Leandro de Oliveira Lopes era um moço de apenas 30 anos. Recém formado como inspetor pela Academia de Polícia, trazia na bagagem a experiência de ter sido policial militar. E dos bons. Segundo seus colegas de trabalho, um daqueles sujeitos retilíneos, sérios, dedicados, apaixonados pelo ofício de ajudar e proteger o próximo. Ele deixa esposa e uma filhinha de apenas sete meses que não terá a chance de conhecer, quando chegar a idade de sua formação, os belos exemplos de conduta e humanidade desse grande homem que foi seu pai. A gente sabe que o risco de vida faz parte da rotina de alguns ofícios, especialmente, e talvez mais do que qualquer outra aqui no Brasil, a profissão policial. Mas ninguém sai de casa para, no cumprimento do dever, perder a vida. Não era pra assim. Não era pra ser uma guerra.

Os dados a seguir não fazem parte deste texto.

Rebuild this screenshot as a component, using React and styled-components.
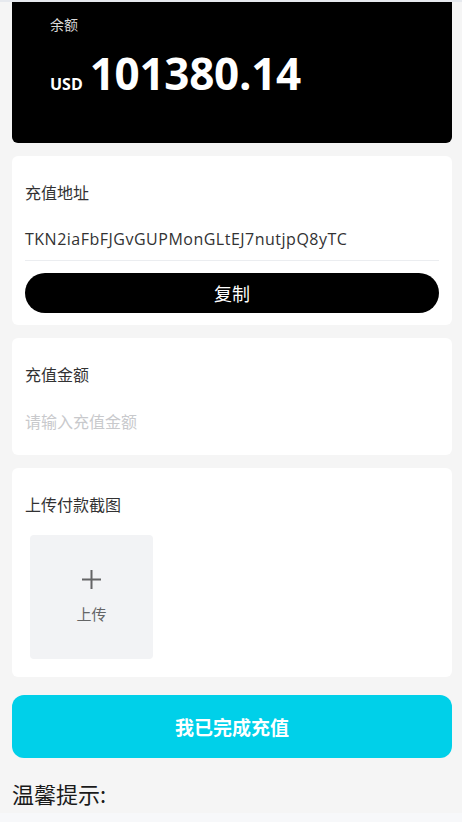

E aí vem questionamento que volta e meia incomoda. Para quem tantos criminosos, todos os dias, vendem essa quantidade absurda de droga que financia tanta arma, tanta violência e sustenta estruturas gigantes desse elevado número de facções, dentro e fora dos presídios, dentro e fora dos poderes? Quem leva vantagem com esses lucros, essas mortes, esses canhões de todos os calibres que matam flores todo santo dia ao nosso redor? Pois é isso. Policiais morrem porque criminosos conseguem ter fuzil e tudo mais graças a uns e outros que, bem pertinho da gente, só pensam no seu prazer. E o seu prazer financia isto. Todos os dias policiais enfrentam confrontos armados neste país. A maioria deles, mesmo contra tudo e todos, com salários injustos e condições adversas, vão lá e encaram a morte, todo santo dia, em nome de um ideal ou de uma esperança. Como se enxugassem gelo. Triste, mas é o que cantam as flores em lágrimas a cada nova morte anunciada: infelizmente, e cada vez mais, vemos anjos morrendo em combate.